## Written task
Report every line in the listing that contains the string "produces".

## Given records
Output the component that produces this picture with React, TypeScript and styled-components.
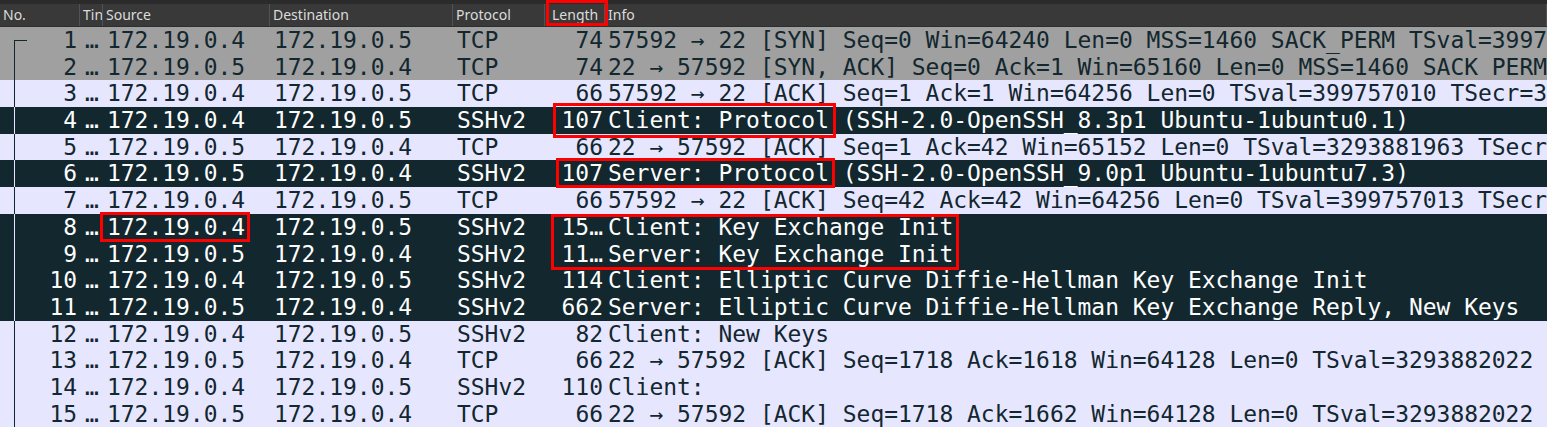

---

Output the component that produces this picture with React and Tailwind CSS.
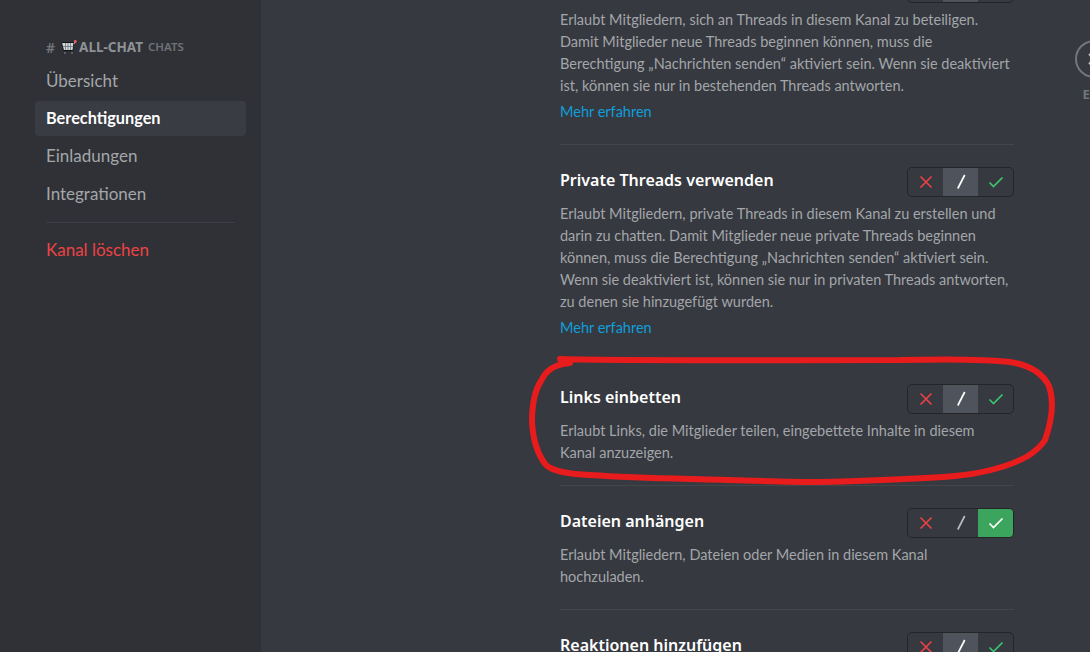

* * *

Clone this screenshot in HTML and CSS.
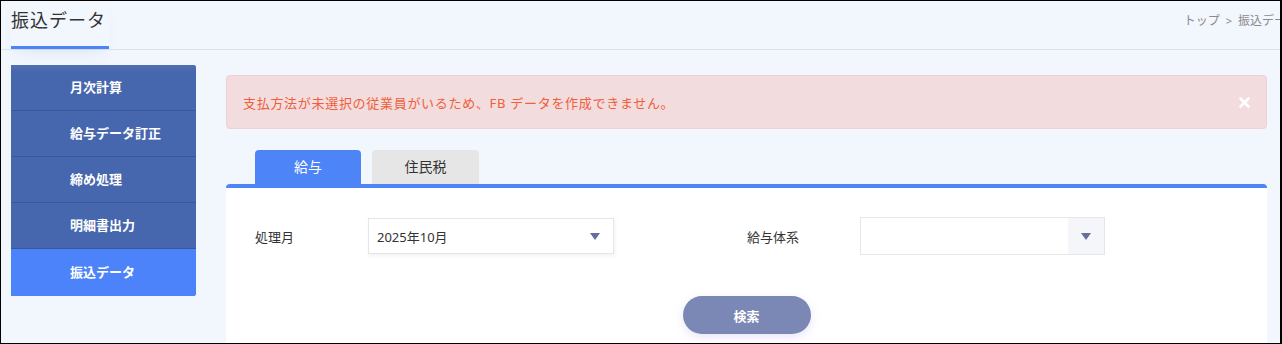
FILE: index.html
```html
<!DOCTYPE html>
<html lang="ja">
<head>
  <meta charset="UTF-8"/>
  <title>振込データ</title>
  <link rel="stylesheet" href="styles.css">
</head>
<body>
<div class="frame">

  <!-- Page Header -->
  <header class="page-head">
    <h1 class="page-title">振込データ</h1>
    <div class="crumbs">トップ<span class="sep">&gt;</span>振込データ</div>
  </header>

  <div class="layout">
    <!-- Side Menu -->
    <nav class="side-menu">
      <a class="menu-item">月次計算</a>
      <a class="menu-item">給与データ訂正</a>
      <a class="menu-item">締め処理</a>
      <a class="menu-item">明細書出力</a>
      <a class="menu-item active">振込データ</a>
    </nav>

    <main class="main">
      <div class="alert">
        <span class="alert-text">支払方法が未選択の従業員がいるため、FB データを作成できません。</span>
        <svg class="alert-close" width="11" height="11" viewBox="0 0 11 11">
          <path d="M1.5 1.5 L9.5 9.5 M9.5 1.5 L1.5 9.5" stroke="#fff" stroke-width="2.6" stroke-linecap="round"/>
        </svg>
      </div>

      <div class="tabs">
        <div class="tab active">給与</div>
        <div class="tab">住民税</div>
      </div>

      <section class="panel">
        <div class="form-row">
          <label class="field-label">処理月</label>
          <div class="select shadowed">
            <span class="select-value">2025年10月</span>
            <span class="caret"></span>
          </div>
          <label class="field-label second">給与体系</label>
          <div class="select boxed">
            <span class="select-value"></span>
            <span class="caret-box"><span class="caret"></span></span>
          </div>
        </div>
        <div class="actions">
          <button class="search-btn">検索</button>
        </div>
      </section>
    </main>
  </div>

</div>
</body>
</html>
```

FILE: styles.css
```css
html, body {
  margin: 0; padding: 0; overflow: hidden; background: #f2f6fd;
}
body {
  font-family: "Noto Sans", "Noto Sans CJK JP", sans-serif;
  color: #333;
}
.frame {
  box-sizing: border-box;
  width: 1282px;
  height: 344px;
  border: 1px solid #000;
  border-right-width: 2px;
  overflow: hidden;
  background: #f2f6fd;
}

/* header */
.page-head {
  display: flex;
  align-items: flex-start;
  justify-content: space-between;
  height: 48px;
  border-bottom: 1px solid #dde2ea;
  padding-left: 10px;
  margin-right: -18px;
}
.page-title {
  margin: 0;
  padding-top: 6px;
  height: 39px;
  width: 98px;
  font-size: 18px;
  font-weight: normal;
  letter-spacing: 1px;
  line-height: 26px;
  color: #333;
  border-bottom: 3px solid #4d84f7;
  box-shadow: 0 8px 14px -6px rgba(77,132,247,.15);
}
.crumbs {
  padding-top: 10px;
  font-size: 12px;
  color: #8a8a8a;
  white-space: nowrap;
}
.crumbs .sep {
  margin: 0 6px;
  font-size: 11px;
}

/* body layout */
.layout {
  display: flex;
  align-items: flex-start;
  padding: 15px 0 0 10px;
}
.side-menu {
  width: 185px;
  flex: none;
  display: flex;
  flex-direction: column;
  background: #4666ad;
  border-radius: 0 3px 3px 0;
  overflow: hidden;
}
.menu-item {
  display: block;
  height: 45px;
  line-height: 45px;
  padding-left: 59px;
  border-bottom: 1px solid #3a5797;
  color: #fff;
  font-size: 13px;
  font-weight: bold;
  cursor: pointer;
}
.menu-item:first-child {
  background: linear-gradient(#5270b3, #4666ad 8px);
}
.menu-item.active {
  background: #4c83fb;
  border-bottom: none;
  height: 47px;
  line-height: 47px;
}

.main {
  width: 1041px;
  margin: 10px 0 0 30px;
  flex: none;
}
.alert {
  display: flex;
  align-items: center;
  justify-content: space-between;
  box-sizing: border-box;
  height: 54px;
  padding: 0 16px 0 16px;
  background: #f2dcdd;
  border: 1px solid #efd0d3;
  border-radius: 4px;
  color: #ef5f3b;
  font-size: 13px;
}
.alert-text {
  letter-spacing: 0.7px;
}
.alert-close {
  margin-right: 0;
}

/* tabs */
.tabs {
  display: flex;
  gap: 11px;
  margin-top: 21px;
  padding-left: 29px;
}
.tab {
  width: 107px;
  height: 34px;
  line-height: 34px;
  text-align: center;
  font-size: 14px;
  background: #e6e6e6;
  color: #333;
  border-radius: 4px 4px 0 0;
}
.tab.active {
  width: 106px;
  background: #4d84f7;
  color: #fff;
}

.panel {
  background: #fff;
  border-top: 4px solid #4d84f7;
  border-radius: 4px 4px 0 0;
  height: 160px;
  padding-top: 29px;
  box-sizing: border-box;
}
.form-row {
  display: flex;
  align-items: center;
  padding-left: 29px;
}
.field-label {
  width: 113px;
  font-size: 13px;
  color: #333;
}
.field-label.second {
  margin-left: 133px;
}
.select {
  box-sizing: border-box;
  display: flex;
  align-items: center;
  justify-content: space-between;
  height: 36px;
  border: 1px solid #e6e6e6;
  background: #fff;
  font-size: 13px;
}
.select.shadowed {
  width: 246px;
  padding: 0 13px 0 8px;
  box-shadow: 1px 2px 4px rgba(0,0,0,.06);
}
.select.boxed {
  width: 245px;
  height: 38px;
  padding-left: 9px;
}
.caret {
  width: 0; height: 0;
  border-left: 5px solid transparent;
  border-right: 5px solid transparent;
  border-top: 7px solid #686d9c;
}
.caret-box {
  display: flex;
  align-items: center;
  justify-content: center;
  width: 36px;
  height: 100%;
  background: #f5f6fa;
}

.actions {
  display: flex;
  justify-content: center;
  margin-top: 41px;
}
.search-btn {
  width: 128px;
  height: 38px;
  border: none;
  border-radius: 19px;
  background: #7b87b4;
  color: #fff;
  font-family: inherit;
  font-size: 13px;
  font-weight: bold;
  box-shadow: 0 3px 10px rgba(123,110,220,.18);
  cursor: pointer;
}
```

## Solution
Output the component that produces this picture with React, TypeScript and styled-components.
Output the component that produces this picture with React and Tailwind CSS.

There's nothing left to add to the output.